Constantly asking why I’m always in my head,
or what I’m thinking.
So they be-friend me,
and then pry.
A lot of them don’t even realize what they’re doing. Men think it’s mysterious
or some stupid shit along those lines.
Somewhere along the lines
they realize it’s not sexy,
it’s not mysterious,
I’m not this person who they love ,
want to love ,
or think they can love.
I’m sad,
broken,
angry,
fearful,
hurt,
shameful,
abandoned,
and more.
The worst quality though,
I’ve become so co-depending
on these people who wanna “save me”
or that can’t love me,
that I’ve lost myself.
I’m so worried about what everyone thinks.
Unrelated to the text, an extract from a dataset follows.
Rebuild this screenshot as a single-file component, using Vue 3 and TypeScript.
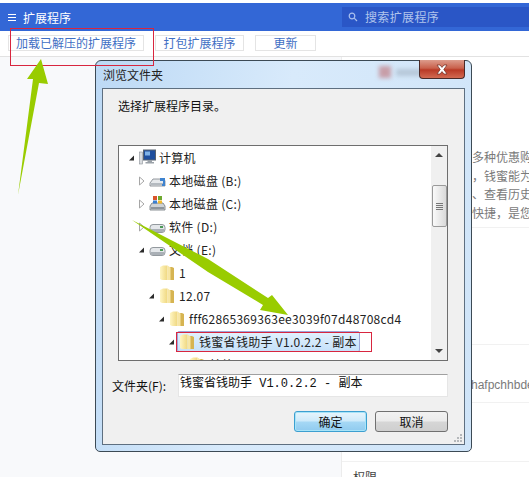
<script setup lang="ts">
interface TreeRow {
  label: string
  level: number
  icon: 'monitor' | 'drive' | 'usb' | 'windows' | 'folder'
  arrow?: 'open' | 'closed'
  selected?: boolean
}

const rows: TreeRow[] = [
  { label: '计算机', level: 0, icon: 'monitor', arrow: 'open' },
  { label: '本地磁盘 (B:)', level: 1, icon: 'usb', arrow: 'closed' },
  { label: '本地磁盘 (C:)', level: 1, icon: 'windows', arrow: 'closed' },
  { label: '软件 (D:)', level: 1, icon: 'drive', arrow: 'closed' },
  { label: '文档 (E:)', level: 1, icon: 'drive', arrow: 'open' },
  { label: '1', level: 2, icon: 'folder' },
  { label: '12.07', level: 2, icon: 'folder', arrow: 'open' },
  { label: 'fff62865369363ee3039f07d48708cd4', level: 3, icon: 'folder', arrow: 'open' },
  { label: '钱蜜省钱助手 V1.0.2.2 - 副本', level: 4, icon: 'folder', arrow: 'open', selected: true },
  { label: '其他', level: 5, icon: 'folder' },
]

const blurbs = ['多种优惠购', '，钱蜜能为', '、查看历史', '快捷，是您']
</script>

<template>
  <div class="page">
    <header class="topbar">
      <div class="topbar__title">
        <span class="burger"><i></i><i></i><i></i></span>
        <span>扩展程序</span>
      </div>
      <div class="search">
        <svg width="10" height="10" viewBox="0 0 10 10" fill="none" stroke="#a9c0ee" stroke-width="1.2">
          <circle cx="4" cy="4" r="2.800" />
          <path d="M6.200 6.200 9 9" />
        </svg>
        <span>搜索扩展程序</span>
      </div>
    </header>

    <div class="toolbar">
      <button type="button" class="tool tool--load">加载已解压的扩展程序</button>
      <button type="button" class="tool tool--pack">打包扩展程序</button>
      <button type="button" class="tool tool--update">更新</button>
    </div>

    <div class="content">
      <aside class="side"></aside>
      <main class="main">
        <div class="main__blurb">
          <p v-for="line in blurbs" :key="line">{{ line }}</p>
        </div>
        <div class="main__gap"></div>
        <div class="main__id">hafpchhbde</div>
        <div class="main__gap main__gap--low"></div>
        <div class="main__perm">权限</div>
      </main>
    </div>

    <section class="dialog">
      <div class="dialog__title">
        <span>浏览文件夹</span>
        <div class="ghost"><i></i><b></b></div>
        <button type="button" class="close">
          <svg width="14" height="11" viewBox="0 0 14 11">
            <path d="M2 1h3l2 2.400L9 1h3L8.800 5.500 12 10H9L7 7.600 5 10H2l3.200-4.500z" fill="#fff" stroke="#6b2a20" stroke-width=".7" />
          </svg>
        </button>
      </div>
      <div class="dialog__body">
        <p class="dialog__prompt">选择扩展程序目录。</p>
        <div class="tree">
          <ul class="tree__list">
            <li
              v-for="row in rows"
              :key="row.label"
              class="tree__row"
              :style="{ paddingLeft: 8 + row.level * 10 + 'px' }"
            >
              <span class="arrow">
                <svg v-if="row.arrow === 'open'" width="10" height="10" viewBox="0 0 10 10">
                  <path d="M2 7.500 7 2.500v5z" fill="#2b2b2b" />
                </svg>
                <svg v-else-if="row.arrow === 'closed'" width="10" height="10" viewBox="0 0 10 10">
                  <path d="M2.500 1 7 5 2.500 9z" fill="#fff" stroke="#a6a6a6" />
                </svg>
              </span>
              <span class="tree__cell" :class="{ 'tree__cell--on': row.selected }">
                <svg v-if="row.icon === 'monitor'" width="17" height="17" viewBox="0 0 17 17">
                  <rect x=".5" y="3" width="3" height="12" fill="#d9dcdf" stroke="#8b9096" stroke-width=".6" />
                  <rect x="4.500" y="1" width="12" height="10" fill="#1f4f9e" stroke="#5a6470" />
                  <rect x="6" y="2.500" width="5" height="4" fill="#7fb2e8" />
                  <path d="M8.500 11h4.500v2h2v1.500H6.500V13h2z" fill="#9aa1a8" />
                </svg>
                <svg v-else-if="row.icon === 'usb'" width="17" height="17" viewBox="0 0 17 17">
                  <path d="M4 7h11l1 2v5H1v-3z" fill="#e6e9ec" stroke="#7b8288" stroke-width=".8" />
                  <rect x="2" y="11" width="13" height="2" fill="#b4bac0" />
                  <path d="M11 6h5v8h-3v-2h1V9h-3z" fill="#3f83cf" />
                </svg>
                <svg v-else-if="row.icon === 'drive'" width="17" height="17" viewBox="0 0 17 17">
                  <rect x="1" y="6.500" width="15" height="8" rx="3" fill="#e4e7ea" stroke="#7b8288" stroke-width=".8" />
                  <path d="M1.500 11h14v1a2 2 0 0 1-2 2h-10a2 2 0 0 1-2-2z" fill="#aab0b6" />
                  <rect x="11" y="8" width="3" height="2" fill="#4c9a58" />
                </svg>
                <svg v-else-if="row.icon === 'windows'" width="17" height="17" viewBox="0 0 17 17">
                  <path d="M3 8h11l2 3v4H1v-4z" fill="#cfd3d6" stroke="#6f767c" stroke-width=".8" />
                  <rect x="2" y="12" width="13" height="2" fill="#8d959c" />
                  <rect x="4" y="1" width="4" height="4" fill="#d9552b" />
                  <rect x="9" y="1" width="4" height="4" fill="#6ea92f" />
                  <rect x="4" y="5.500" width="4" height="3" fill="#3a7fd0" />
                  <rect x="9" y="5.500" width="4" height="3" fill="#f0b92d" />
                </svg>
                <svg v-else width="17" height="17" viewBox="0 0 17 17">
                  <defs>
                    <linearGradient id="fold" x1="0" y1="0" x2="1" y2="0">
                      <stop offset="0" stop-color="#fff6c4" />
                      <stop offset="1" stop-color="#efd77f" />
                    </linearGradient>
                  </defs>
                  <path d="M1 3 4 1.500h4.500v14.500H3l-2-1z" fill="url(#fold)" />
                  <path d="M9 3h4l2 1v12H9z" fill="#d6b452" />
                  <path d="M8.500 1.500 11.500 3.500V16h-3z" fill="#f7e6a4" />
                </svg>
                <span class="tree__label">{{ row.label }}</span>
              </span>
            </li>
          </ul>
          <div class="scroll">
            <span class="scroll__btn scroll__btn--up"></span>
            <span class="scroll__thumb"><i></i><i></i><i></i><i></i></span>
            <span class="scroll__btn scroll__btn--down"></span>
          </div>
        </div>
        <div class="field">
          <label class="field__label">文件夹(F):</label>
          <div class="field__input">钱蜜省钱助手 V1.0.2.2 - 副本</div>
        </div>
        <div class="actions">
          <button type="button" class="btn btn--primary">确定</button>
          <button type="button" class="btn">取消</button>
        </div>
        <svg class="grip" width="10" height="10" viewBox="0 0 10 10" fill="#b5b8bb">
          <rect x="7" y="1" width="2" height="2" />
          <rect x="4" y="4" width="2" height="2" />
          <rect x="7" y="4" width="2" height="2" />
          <rect x="1" y="7" width="2" height="2" />
          <rect x="4" y="7" width="2" height="2" />
          <rect x="7" y="7" width="2" height="2" />
        </svg>
      </div>
    </section>

    <!-- annotations drawn over the screenshot -->
    <div class="mark mark--load"></div>
    <div class="mark mark--folder"></div>
    <svg class="arrows" width="529" height="477" viewBox="0 0 529 477">
      <path d="M41 59 48 84 39 83 18 195 33 79 27 79z" fill="#99cc00" />
      <path d="M132 220 208 259 268 298 272 295 288 315 260 310 263 305 208 272z" fill="#99cc00" />
    </svg>
  </div>
</template>

<style scoped>
.page {
  position: relative;
  width: 529px;
  height: 477px;
  overflow: hidden;
  padding-top: 3px;
  box-sizing: border-box;
  display: flex;
  flex-direction: column;
  background: #fff;
  font-family: "Noto Sans CJK SC", "Liberation Sans", sans-serif;
}

.topbar {
  flex: none;
  height: 28px;
  display: flex;
  align-items: center;
  justify-content: space-between;
  background: #3367d6;
  color: #fff;
}

.topbar__title {
  display: flex;
  align-items: center;
  gap: 7px;
  padding-left: 8px;
  font-size: 12px;
}

.burger {
  display: flex;
  flex-direction: column;
  gap: 2px;
  width: 8px;
}

.burger i {
  height: 1px;
  background: #fff;
}

.search {
  width: 187px;
  height: 20px;
  margin-bottom: 1px;
  display: flex;
  align-items: center;
  gap: 7px;
  padding-left: 6px;
  box-sizing: border-box;
  background: #2a56c6;
  color: #b0c4ec;
  font-size: 12px;
  letter-spacing: .35px;
}

.toolbar {
  flex: none;
  height: 26px;
  display: flex;
  align-items: center;
  gap: 11px;
  padding: 0 0 1px 8px;
  box-sizing: border-box;
  border-bottom: 1px solid #e2e2e2;
}

.tool {
  height: 16px;
  padding: 0;
  border: 1px solid #e4e4e4;
  background: #fff;
  color: #3f6fc4;
  font: 12px/14px "Noto Sans CJK SC", sans-serif;
}

.tool--load {
  width: 136px;
}

.tool--pack {
  width: 89px;
}

.tool--update {
  width: 61px;
}

.content {
  flex: 1;
  display: flex;
  min-height: 0;
}

.side {
  flex: none;
  width: 341px;
  background: #f8f9fb;
}

.main {
  flex: 1;
  min-width: 0;
  overflow: hidden;
  border-left: 1px solid #ececec;
  padding-top: 91px;
  color: #7a7a7a;
  font-size: 12px;
  white-space: nowrap;
}

.main__blurb {
  height: 80px;
  box-sizing: border-box;
  padding-left: 130px;
  border-bottom: 1px solid #f1f1f1;
}

.main__blurb p {
  margin: 0;
  line-height: 18.500px;
}

.main__gap {
  height: 117px;
  box-sizing: border-box;
  border-bottom: 1px solid #f1f1f1;
}

.main__gap--low {
  height: 59px;
}

.main__id {
  height: 58px;
  box-sizing: border-box;
  padding: 32px 0 0 129px;
  border-bottom: 1px solid #f1f1f1;
  font-family: "Liberation Sans", sans-serif;
  line-height: 16px;
}

.main__perm {
  padding: 7px 0 0 11px;
  line-height: 16px;
  color: #444;
}

/* the native dialog floats over the page like a desktop window */
.dialog {
  position: absolute;
  left: 95px;
  top: 60px;
  width: 377px;
  height: 392px;
  box-sizing: border-box;
  padding: 0 6px 6px;
  display: flex;
  flex-direction: column;
  border: 1px solid #3c4a55;
  border-radius: 6px 6px 5px 5px;
  background: linear-gradient(100deg, #bcd9f5 0%, #d8eafb 45%, #cfe4f8 100%);
}

.dialog__title {
  position: relative;
  flex: none;
  height: 27px;
  display: flex;
  align-items: center;
  padding-left: 1px;
  color: #222;
  font-size: 12px;
}

.ghost {
  position: absolute;
  left: 277px;
  top: 5px;
  display: flex;
  align-items: center;
  gap: 5px;
  filter: blur(2px);
}

.ghost i {
  width: 12px;
  height: 12px;
  background: #c79ea8;
}

.ghost b {
  width: 26px;
  height: 7px;
  background: #b6c7d8;
}

.close {
  position: absolute;
  right: 0;
  top: -1px;
  width: 46px;
  height: 19px;
  padding: 0;
  display: flex;
  align-items: center;
  justify-content: center;
  border: 1px solid #4a2a28;
  border-top: 0;
  border-radius: 0 0 4px 4px;
  background: linear-gradient(180deg, #dd9c8c 0%, #c9614c 45%, #b93a26 55%, #d26a52 100%);
}

.dialog__body {
  position: relative;
  flex: 1;
  min-height: 0;
  display: flex;
  flex-direction: column;
  padding: 0 16px 0 15px;
  border: 1px solid #5e6f80;
  background: #f0f0f0;
  color: #111;
}

.dialog__prompt {
  margin: 0;
  height: 56px;
  padding-top: 8px;
  box-sizing: border-box;
  font-size: 12px;
  line-height: 17px;
}

.tree {
  flex: none;
  height: 216px;
  display: flex;
  box-sizing: border-box;
  border: 1px solid #6e6e6e;
  background: #fff;
  overflow: hidden;
}

.tree__list {
  flex: 1;
  min-width: 0;
  margin: 0;
  padding: 0;
  list-style: none;
}

.tree__row {
  height: 23px;
  display: flex;
  align-items: center;
  font-size: 12px;
  white-space: nowrap;
  color: #222;
}

.tree__cell {
  display: flex;
  align-items: center;
  gap: 3px;
  height: 21px;
  padding: 0 4px 0 1px;
  border: 1px solid transparent;
  border-radius: 2px;
}

.tree__cell--on {
  width: 183px;
  box-sizing: border-box;
  border-color: #9ea6d8;
  background: linear-gradient(180deg, #e2f1fd, #c6e1fa);
}

.tree__cell svg {
  flex: none;
}

.tree__label {
  line-height: 15px;
  letter-spacing: .3px;
}

.arrow {
  flex: none;
  width: 10px;
  height: 10px;
  display: block;
}

.arrow svg {
  display: block;
}

.scroll {
  flex: none;
  width: 16px;
  display: flex;
  flex-direction: column;
  align-items: center;
  background: #f0f0f0;
}

.scroll__btn {
  flex: none;
  height: 18px;
  width: 100%;
  position: relative;
}

.scroll__btn::after {
  content: "";
  position: absolute;
  left: 4px;
  top: 7px;
  border-left: 4px solid transparent;
  border-right: 4px solid transparent;
}

.scroll__btn--up::after {
  border-bottom: 4px solid #444;
}

.scroll__btn--down {
  margin-top: auto;
}

.scroll__btn--down::after {
  border-top: 4px solid #444;
}

.scroll__thumb {
  flex: none;
  width: 15px;
  height: 42px;
  margin-top: 21px;
  display: flex;
  flex-direction: column;
  align-items: center;
  justify-content: center;
  gap: 1px;
  box-sizing: border-box;
  border: 1px solid #9a9a9a;
  border-radius: 2px;
  background: linear-gradient(90deg, #fafafa, #d9d9d9);
}

.scroll__thumb i {
  width: 7px;
  height: 1px;
  background: #777;
}

.field {
  flex: none;
  display: flex;
  align-items: center;
  margin-top: 13px;
  margin-left: -6px;
}

.field__label {
  width: 66px;
  flex: none;
  font-size: 12px;
}

.field__input {
  flex: 1;
  height: 23px;
  padding: 1px 0 0 1px;
  background: #fff;
  border: 1px solid #e6e6e6;
  border-top-color: #a0a0a0;
  box-sizing: border-box;
  font: 12px/17px "Liberation Mono", "Noto Sans CJK SC", monospace;
  color: #111;
  white-space: nowrap;
}

.actions {
  flex: none;
  display: flex;
  justify-content: flex-end;
  gap: 8px;
  margin-top: 14px;
}

.btn {
  width: 73px;
  height: 21px;
  padding: 0;
  border: 1px solid #707070;
  border-radius: 3px;
  background: linear-gradient(180deg, #f2f2f2 0%, #ebebeb 48%, #d6d6d6 52%, #cfcfcf 100%);
  color: #111;
  font: 12px/17px "Noto Sans CJK SC", sans-serif;
}

.btn--primary {
  border-color: #3c9fd0;
  box-shadow: inset 0 0 0 1px #a8e4f8;
  background: linear-gradient(180deg, #e8f5fc 0%, #cdeafa 48%, #a6d8f5 52%, #90cbef 100%);
}

.grip {
  position: absolute;
  right: 1px;
  bottom: 1px;
}

.mark {
  position: absolute;
  box-sizing: border-box;
  border: 1px solid #d8263f;
}

.mark--load {
  left: 10px;
  top: 28px;
  width: 144px;
  height: 38px;
}

.mark--folder {
  left: 176px;
  top: 332px;
  width: 196px;
  height: 20px;
}

.arrows {
  position: absolute;
  left: 0;
  top: 0;
  pointer-events: none;
}
</style>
I’m constantly searching for approval.
Jesus Christ I can’t make a post,
send a text,
wear an outfit,
talk to someone ,
or even make a life changing decision
like getting clean,
without someone’s approval.
Anyone’s approval.
The first stranger I see
when I occasionally leave the house,
how they look at me,
what I imagine that they think of me,
decides how I feel about myself
the rest of the time I’m out in public.
I wasn’t always this way,
but damn have things built up over time.
What people don’t realize
about their “save her” complex ,
is that they don’t really want any part,
in helping me get better.
They just wanna save someone,
they don’t care who.
But, it’s better than the ones who have no intention of truly giving me the love I deserve.
The love I desperately need.
They want someone there for them
who understands the hard times and won’t leave. That’s where I come in.
I know pain and sadness so well I could write a book. What all these people have failed to realize
is that with or without them I will be sad.
Because if I’m being completely honest,
after so much bad shit happening,
that's all I know how to be.
The truly upsetting part about that is,
not everyone is like me.
By that I mean they bounce back rather quickly.
They move on, start going out again,
karaoke,
dancing,
mingling,
clubbing,
having fun.
Anything to make them feel alive again.
To be happy and enjoy themselves.
Here’s the catch,
when they start living again,
they don’t want that sad girl around.
Especially not when they know she can’t do it.
Stop being sad,
stop hating herself,
worrying about what others are thinking,
or just live.
The part about suicide
I think a lot of people don’t understand is,
you can’t save anyone but yourself.
You can’t make someone wanna live.
Most young women at some point
look forward to their wedding day,
I’ve imagined my funeral since about middle school.
A husband sounded nice,
but never really saw that happening for myself.
Kids sounded nice,
and lord knows I wanted my own,
but that’s for a later story.
What car they’ll drive,
a house,
a career!
I’ve tried to want all those things,
but see those things tend to drown out
when waves of sadness,
splashes of shame,
and monsoons of guilt
are constantly flooding my brain.
So instead,
throughout my day I imagine different ways I could die, either by my hand or life’s.
I wouldn’t say I’m suicidal.
I just really don’t want to exist.
I know it sounds crazy.
But all the proof I needed
happened when I saw my mom dead in the hospital bed.
For the first time in my entire life,
she looked peaceful.
You’re probably reading this thinking ,
“What about in her sleep”?
But if you really are thinking that,
then you truly don’t understand
the concept of being at war with your own brain. Subconscious thoughts can be
and usually are the worst.
Think about it ,
if you wanted to attack someone
you wouldn’t attack them when they’re alert
or paying attention.
You would wait until they’re caught off guard, or asleep.